(Code that builds pages)
________________________________________

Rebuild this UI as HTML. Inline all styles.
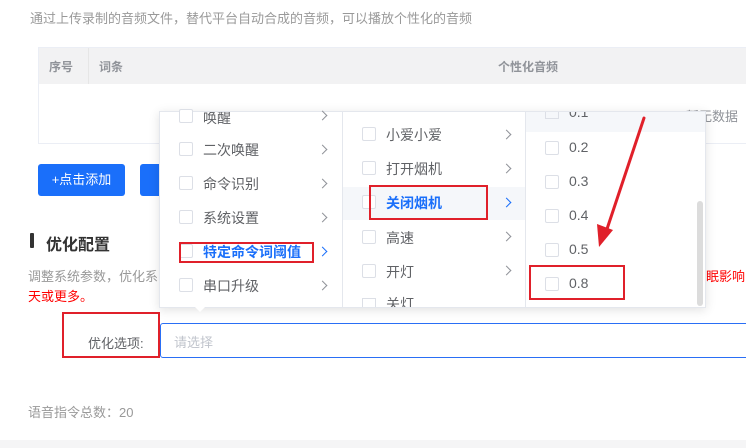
<!DOCTYPE html>
<html><head><meta charset="utf-8"><style>
*{margin:0;padding:0;box-sizing:border-box}
body{width:746px;height:448px;overflow:hidden;background:#fff;font-family:"Liberation Sans","Noto Sans CJK SC",sans-serif;font-size:13px;color:#606266;position:relative}
.a{position:absolute;white-space:nowrap}
.d{font-size:14px}
.cb{position:absolute;width:14px;height:14px;border:1px solid #dcdfe6;border-radius:2px;background:#fff}
.chev{position:absolute;width:7px;height:7px;border-top:1.3px solid #909399;border-right:1.3px solid #909399;transform:rotate(45deg)}
.rb{position:absolute;border:2px solid #e0202a}
</style></head><body>
<div class="a" style="left:30px;top:8px;color:#999">通过上传录制的音频文件，替代平台自动合成的音频，可以播放个性化的音频</div>
<div class="a" style="left:38px;top:47px;width:720px;height:97px;border:1px solid #ebeef5"></div>
<div class="a" style="left:39px;top:48px;width:710px;height:36px;background:#f2f2f3"></div>
<div class="a" style="left:88px;top:48px;width:1px;height:36px;background:#e6e6e6"></div>
<div class="a" style="left:49px;top:58px;font-weight:bold;font-size:12px;color:#909399">序号</div>
<div class="a" style="left:99px;top:58px;font-weight:bold;font-size:12px;color:#909399">词条</div>
<div class="a" style="left:498px;top:58px;font-weight:bold;font-size:12px;color:#909399">个性化音频</div>
<div class="a" style="left:686px;top:106px;color:#909399">暂无数据</div>
<div class="a" style="left:38px;top:164px;width:87px;height:32px;background:#1a6ffa;border-radius:3px;color:#fff;text-align:center;line-height:32px">+点击添加</div>
<div class="a" style="left:140px;top:164px;width:60px;height:32px;background:#1a6ffa;border-radius:3px"></div>
<div class="a" style="left:30px;top:233px;width:4px;height:15px;background:#333;border-radius:1px"></div>
<div class="a" style="left:46px;top:231px;font-size:16px;font-weight:bold;color:#333">优化配置</div>
<div class="a" style="left:28px;top:266px;color:#999">调整系统参数，优化系</div>
<div class="a" style="left:28px;top:286px;color:#f00">天或更多。</div>
<div class="a" style="left:706px;top:266px;color:#f00">眠影响</div>
<div class="a" style="left:160px;top:323px;width:600px;height:35px;border:1px solid #2a6ff5;border-radius:3px"></div>
<div class="a" style="left:174px;top:332px;color:#c0c4cc">请选择</div>
<div class="a" style="left:88px;top:333px;color:#606266">优化选项:</div>
<div class="rb" style="left:62px;top:312px;width:98px;height:46px"></div>
<div class="a" style="left:28px;top:402px;color:#999">语音指令总数：20</div>
<div class="a" style="left:0;top:440px;width:746px;height:8px;background:#f5f5f6"></div>

<div class="a" style="left:159px;top:111px;width:547px;height:197px;background:#fff;border:1px solid #e4e7ed;box-shadow:0 2px 10px rgba(0,0,0,.12);overflow:hidden">
 <div class="a" style="left:182px;top:0;width:1px;height:197px;background:#e4e7ed"></div>
 <div class="a" style="left:365px;top:0;width:1px;height:197px;background:#e4e7ed"></div>
 <div class="a" style="left:183px;top:75px;width:182px;height:33px;background:#f5f7fa"></div>
 <div class="a" style="left:366px;top:0;width:180px;height:20px;background:#f5f7fa"></div>
 <div class="a" style="left:537px;top:89px;width:6px;height:105px;background:#dcdcdc;border-radius:3px"></div>
 <div class="a d" style="left:409px;top:-8px">0.1</div>
 <div class="a d" style="left:226px;top:182px">关灯</div>
 <div class="a d" style="left:43px;top:-4px">唤醒</div>
</div>
<!-- col1 -->
<div class="cb" style="left:179px;top:109px"></div><div class="chev" style="left:319px;top:112px"></div>
<div class="cb" style="left:179px;top:142px"></div><div class="a d" style="left:203px;top:140px">二次唤醒</div><div class="chev" style="left:319px;top:146px"></div>
<div class="cb" style="left:179px;top:176px"></div><div class="a d" style="left:203px;top:174px">命令识别</div><div class="chev" style="left:319px;top:180px"></div>
<div class="cb" style="left:179px;top:210px"></div><div class="a d" style="left:203px;top:208px">系统设置</div><div class="chev" style="left:319px;top:214px"></div>
<div class="cb" style="left:179px;top:244px"></div><div class="a d" style="left:203px;top:242px;color:#1a6ffa;font-weight:bold">特定命令词阈值</div><div class="chev" style="left:319px;top:248px;border-color:#1a6ffa"></div>
<div class="cb" style="left:179px;top:278px"></div><div class="a d" style="left:203px;top:276px">串口升级</div><div class="chev" style="left:319px;top:282px"></div>
<!-- col2 -->
<div class="cb" style="left:362px;top:127px"></div><div class="a d" style="left:386px;top:125px">小爱小爱</div><div class="chev" style="left:503px;top:131px"></div>
<div class="cb" style="left:362px;top:161px"></div><div class="a d" style="left:386px;top:159px">打开烟机</div><div class="chev" style="left:503px;top:165px"></div>
<div class="cb" style="left:362px;top:195px"></div><div class="a d" style="left:386px;top:193px;color:#1a6ffa;font-weight:bold">关闭烟机</div><div class="chev" style="left:503px;top:199px;border-color:#1a6ffa"></div>
<div class="cb" style="left:362px;top:230px"></div><div class="a d" style="left:386px;top:228px">高速</div><div class="chev" style="left:503px;top:233px"></div>
<div class="cb" style="left:362px;top:264px"></div><div class="a d" style="left:386px;top:262px">开灯</div><div class="chev" style="left:503px;top:267px"></div>
<div class="a" style="left:362px;top:298px;width:14px;height:9px;border:1px solid #dcdfe6;border-bottom:none"></div>
<!-- col3 -->
<div class="a" style="left:545px;top:112px;width:14px;height:7px;border:1px solid #dcdfe6;border-top:none"></div>
<div class="cb" style="left:545px;top:141px"></div><div class="a d" style="left:569px;top:139px">0.2</div>
<div class="cb" style="left:545px;top:175px"></div><div class="a d" style="left:569px;top:173px">0.3</div>
<div class="cb" style="left:545px;top:209px"></div><div class="a d" style="left:569px;top:207px">0.4</div>
<div class="cb" style="left:545px;top:243px"></div><div class="a d" style="left:569px;top:241px">0.5</div>
<div class="cb" style="left:545px;top:277px"></div><div class="a d" style="left:569px;top:275px">0.8</div>
<!-- caret -->
<div class="a" style="left:194px;top:306px;width:0;height:0;border-left:6px solid transparent;border-right:6px solid transparent;border-top:6px solid #fff"></div>
<!-- red boxes -->
<div class="rb" style="left:179px;top:242px;width:135px;height:21px"></div>
<div class="rb" style="left:369px;top:185px;width:119px;height:35px"></div>
<div class="rb" style="left:529px;top:265px;width:96px;height:35px"></div>
<svg class="a" style="left:0;top:0" width="746" height="448"><line x1="644" y1="118" x2="606" y2="232" stroke="#e0202a" stroke-width="3" stroke-linecap="round"/><polygon points="599,247 597,224 613,230" fill="#e0202a"/></svg>
</body></html>
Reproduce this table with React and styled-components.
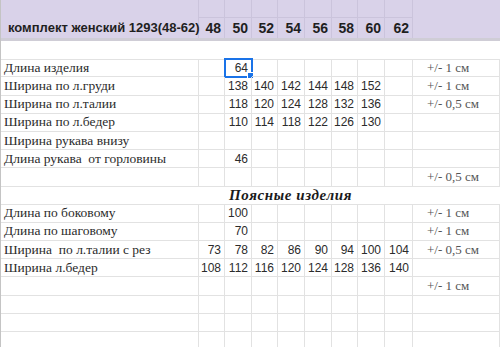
import React from "react";
import styled, { createGlobalStyle } from "styled-components";

const GlobalStyle = createGlobalStyle`
	html, body {
		margin: 0;
		padding: 0;
		background: #ffffff;
	}
	body {
		width: 500px;
		height: 347px;
		overflow: hidden;
	}
`;

const COLUMNS = "198px 26px 27px 26px 27px 27px 26px 27px 28px 1fr";
const LINE = "#e2e2e2";

const Page = styled.div`
	width: 500px;
	height: 347px;
	overflow: hidden;
	border-left: 1px solid #c4c4c4;
	box-sizing: border-box;
`;

const Header = styled.div`
	display: grid;
	grid-template-columns: ${COLUMNS};
	grid-template-rows: 18px 20px;
	background: #d9d2e9;
	border-bottom: 3px solid #cfcdd6;
`;

const HeadCell = styled.div`
	box-sizing: border-box;
	display: flex;
	align-items: center;
	justify-content: ${(p) => (p.$left ? "flex-start" : "flex-end")};
	padding: ${(p) => (p.$left ? "0 0 0 7px" : "0 3px 0 0")};
	border-right: ${(p) => (p.$last ? "none" : "1px solid #cbc4dc")};
	border-bottom: ${(p) => (p.$row === 1 ? "1px solid #cbc4dc" : "none")};
	grid-column: ${(p) => p.$col};
	grid-row: ${(p) => (p.$row === 0 ? "1 / span 2" : p.$row)};
	font-family: "Liberation Sans", Arial, sans-serif;
	font-weight: bold;
	font-size: ${(p) => (p.$left ? "13px" : "14px")};
	color: #1f1f1f;
	white-space: nowrap;
`;

const Title = styled.span`
	align-self: flex-end;
	padding-bottom: 1px;
	line-height: 19px;
`;

const Sheet = styled.div`
	display: grid;
	grid-template-columns: ${COLUMNS};
	grid-auto-rows: 18.2px;
`;

const Cell = styled.div`
	position: relative;
	box-sizing: border-box;
	display: flex;
	align-items: center;
	justify-content: ${(p) => (p.$kind === "num" ? "flex-end" : "flex-start")};
	padding: ${(p) =>
		p.$kind === "num" ? "0 3px 0 0" : p.$kind === "tol" ? "0 0 0 14px" : "0 0 0 3px"};
	border-right: 1px solid ${LINE};
	border-bottom: 1px solid ${LINE};
	font-family: ${(p) =>
		p.$kind === "num"
			? `"Liberation Sans", Arial, sans-serif`
			: `"Liberation Serif", "Times New Roman", serif`};
	font-size: ${(p) => (p.$kind === "num" ? "12px" : p.$kind === "tol" ? "13px" : "13.5px")};
	color: ${(p) => (p.$kind === "tol" ? "#555555" : "#2b2b2b")};
	white-space: pre;
	overflow: visible;

	${(p) =>
		p.$selected &&
		`
		outline: 2px solid #1a73e8;
		outline-offset: -1px;
		&::after {
			content: "";
			position: absolute;
			right: -3px;
			bottom: -3px;
			width: 5px;
			height: 5px;
			background: #1a73e8;
			border: 1px solid #ffffff;
		}
	`}
`;

const WideRow = styled.div`
	grid-column: 1 / -1;
	box-sizing: border-box;
	border-bottom: 1px solid ${LINE};
	display: flex;
	align-items: center;
	padding-left: ${(p) => p.$indent || 0}px;
	font-family: "Liberation Serif", "Times New Roman", serif;
	font-weight: bold;
	font-style: italic;
	font-size: 15px;
	letter-spacing: 0.6px;
	color: #1a1a1a;
`;

const sizes = ["48", "50", "52", "54", "56", "58", "60", "62"];

const topRows = [
	{ label: "Длина изделия", vals: ["", "64"], tol: "+/- 1 см", selected: 1 },
	{ label: "Ширина по л.груди", vals: ["", "138", "140", "142", "144", "148", "152"], tol: "+/- 1 см" },
	{ label: "Ширина по л.талии", vals: ["", "118", "120", "124", "128", "132", "136"], tol: "+/- 0,5 см" },
	{ label: "Ширина по л.бедер", vals: ["", "110", "114", "118", "122", "126", "130"] },
	{ label: "Ширина рукава внизу" },
	{ label: "Длина рукава  от горловины", vals: ["", "46"] },
	{ tol: "+/- 0,5 см" },
];

const bottomRows = [
	{ label: "Длина по боковому", vals: ["", "100"], tol: "+/- 1 см" },
	{ label: "Длина по шаговому", vals: ["", "70"], tol: "+/- 1 см" },
	{ label: "Ширина  по л.талии с рез", vals: ["73", "78", "82", "86", "90", "94", "100", "104"], tol: "+/- 0,5 см" },
	{ label: "Ширина л.бедер", vals: ["108", "112", "116", "120", "124", "128", "136", "140"] },
	{ tol: "+/- 1 см" },
	{},
	{},
	{},
];

const Row = ({ row }) => {
	const vals = row.vals || [];
	return (
		<>
			<Cell $kind="label">{row.label || ""}</Cell>
			{sizes.map((s, i) => (
				<Cell key={s} $kind="num" $selected={row.selected === i}>
					{vals[i] || ""}
				</Cell>
			))}
			<Cell $kind="tol">{row.tol || ""}</Cell>
		</>
	);
};

const App = () => {
	return (
		<Page>
			<GlobalStyle />
			<Header>
				<HeadCell $left $row={0} $col={1}>
					<Title>комплект женский 1293(48-62)</Title>
				</HeadCell>
				{sizes.map((s, i) => (
					<HeadCell key={"t" + s} $row={1} $col={i + 2} />
				))}
				{sizes.map((s, i) => (
					<HeadCell key={s} $row={2} $col={i + 2}>
						{s}
					</HeadCell>
				))}
				<HeadCell $last $row={0} $col={10} />
			</Header>
			<Sheet>
				<WideRow style={{ height: 19 }} />
				{topRows.map((r, i) => (
					<Row key={"a" + i} row={r} />
				))}
				<WideRow $indent={228}>Поясные изделия</WideRow>
				{bottomRows.map((r, i) => (
					<Row key={"b" + i} row={r} />
				))}
			</Sheet>
		</Page>
	);
};

export default App;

________________________________________

#### [Work instructions]
Wherever the string "this" appears in the entries above, list that line.

#### [Reply]
Rebuild this UI as HTML. Inline all styles.
Reproduce this table with React and styled-components.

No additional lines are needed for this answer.